OK, simplest thing and hardest thing for y’all. Stop trying to read “From Work to Text” like it is a normal academic essay that has an introduction, body, and conclusion. Imagine, instead, that if he’d been able to write a hypertext, then it would be a hypertext. No middle, all links. It is about the movement of ideas because that is what they do. How, in our world, of ideas, of thinking what a story might be, or mean, or what media will look like in five years, can we even think to begin from a position where things are stable, sure, solid? So read Phoebe. She nails it. You are reading the academic version of a dance, where (to keep that metaphor going), most of the time, in most of your academic lives, you’ve only been shown, and read, the academic version of classical ballet. This is Chunky Move (for example Tense Dave clip here) not The Royal Ballet (say, Swan Lake).
Kathryn it turns out has a medical science degree (I’m impressed, I know how much work that involves), and contrasts medical science training with Barthes. She writes “The whole process of exploring propositions and being an engine which drives ideas goes against everything I ever learnt in science school”. I respond: “Really? At what moment don’t you think symptoms, or things in a petri dish, are not propositions and your skill set involves reading them as such? You know it is not as simple as x = x, always and forever (we don’t need to watch House to know this). You have a range of strategies, you have knowledge, you have information, they dance together if you’re good at it. This activity is closer to the text, than the work”. And Kathryn says…?
James plays around with the now quaint live blogging and tries to read his way through Roland. He observes:
7:21 – “What History, our History, allows us today is merely to slide, to vary, to exceed, to repudiate.”
I have already blogged this one. 4 verbs in a row. As far as I can tell it is actually grammatically incorrect seeing as the is no intransitive version of the verb ‘repudiate’. And unless you do some massive gymnastics with your understanding of sentence structure these verbs do not have any object. To what does history allow us to repudiate? Does history allow us to repudiate history? This sentence confuses me.

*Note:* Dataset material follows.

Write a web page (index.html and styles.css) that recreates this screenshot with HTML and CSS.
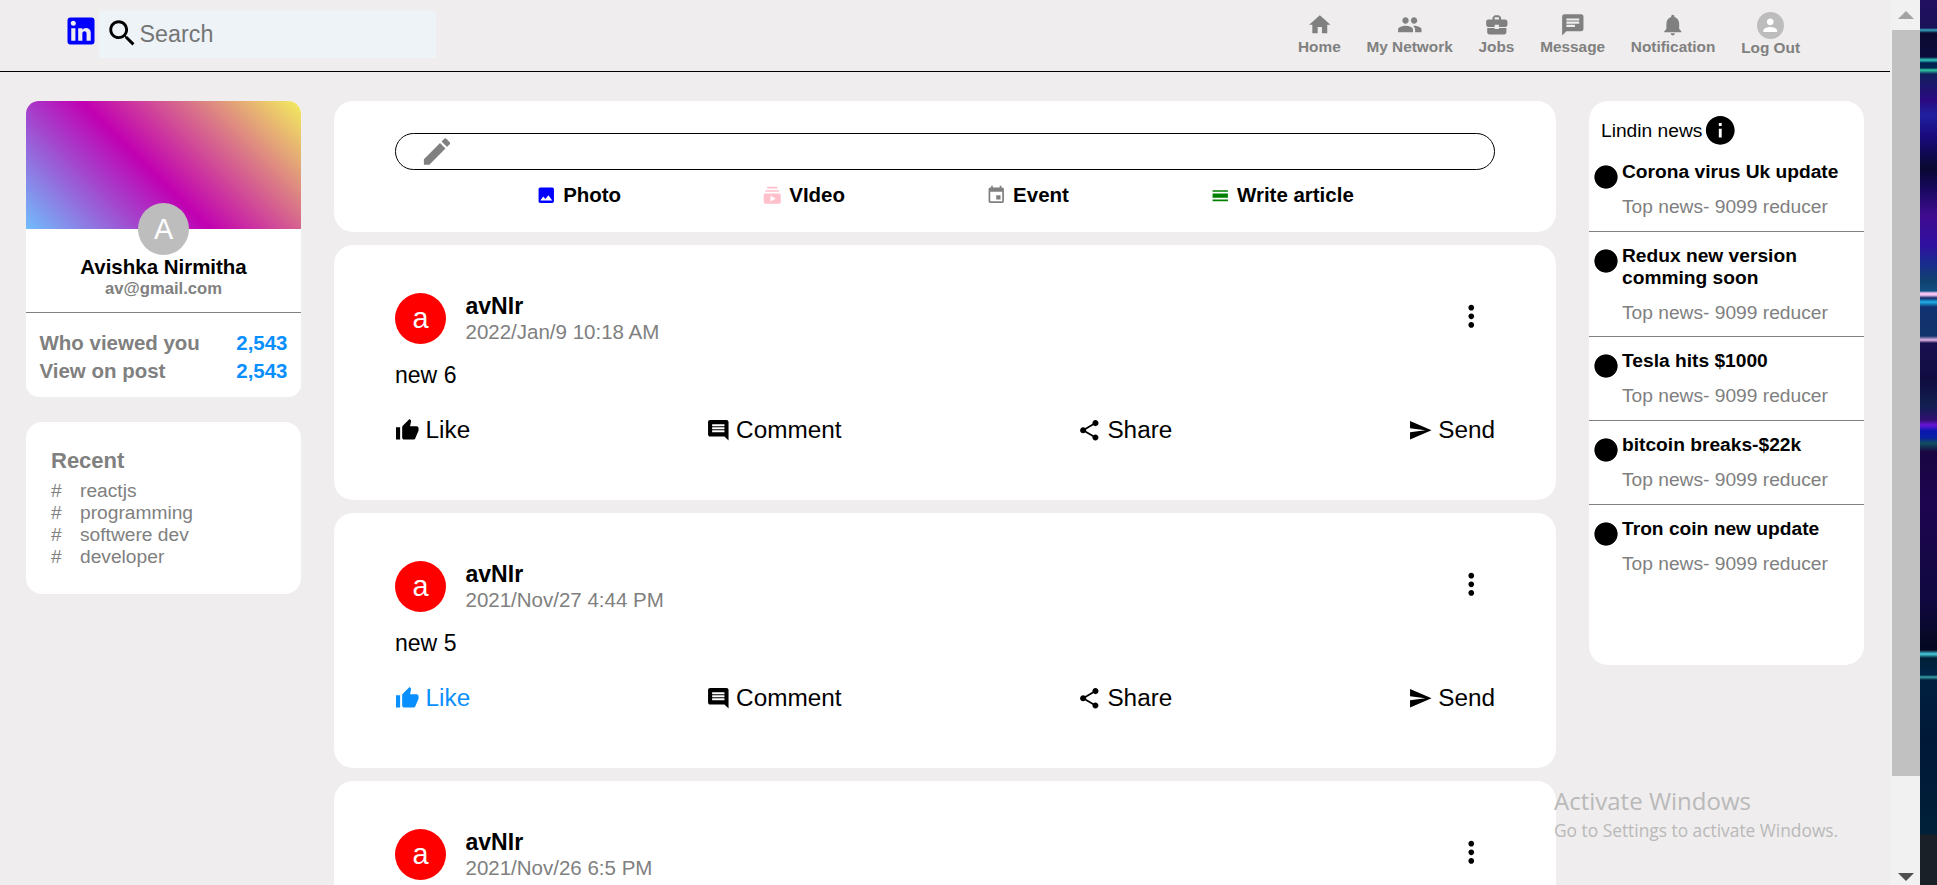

This is useful, because it plays neatly into the sorts of things I’ve been chasing around in the two lectures. Yes, it is open, unanswered, it becomes a question, almost. Of us. What answers can you put in there that might work in the context of Barthes’ argument and the essay? Remember, the writing style is approaching his idea of the text. It is not about saying what is, in any definite sense but about perhaps, maybe, what if. And grammar. Sure, but that only gets you so far. We have to follow it, and he does (keeping in mind this is a translation), but as text it will play with language as not only a thing about meaning, but as an object/thing/materiality in its own right. Expect alliteration, puns, playfulness. The quote above is a criticism of history, not as a thinking or force of questioning, of breaking, but it just lets us play (in a trivial way) with history. It breaks down, but doesn’t build (‘repudiate’), it spends time showing how this history of something is right, that one wrong, but history as a thing, a practice, an act, a making, remains outside, assumed, unquestioned (hence the following reference to Einstein and relativity). The writing here invites you to fill in the gaps. It does not tell you. That would be to occupy the position of the work, the law (thou shalt) and the father (I know).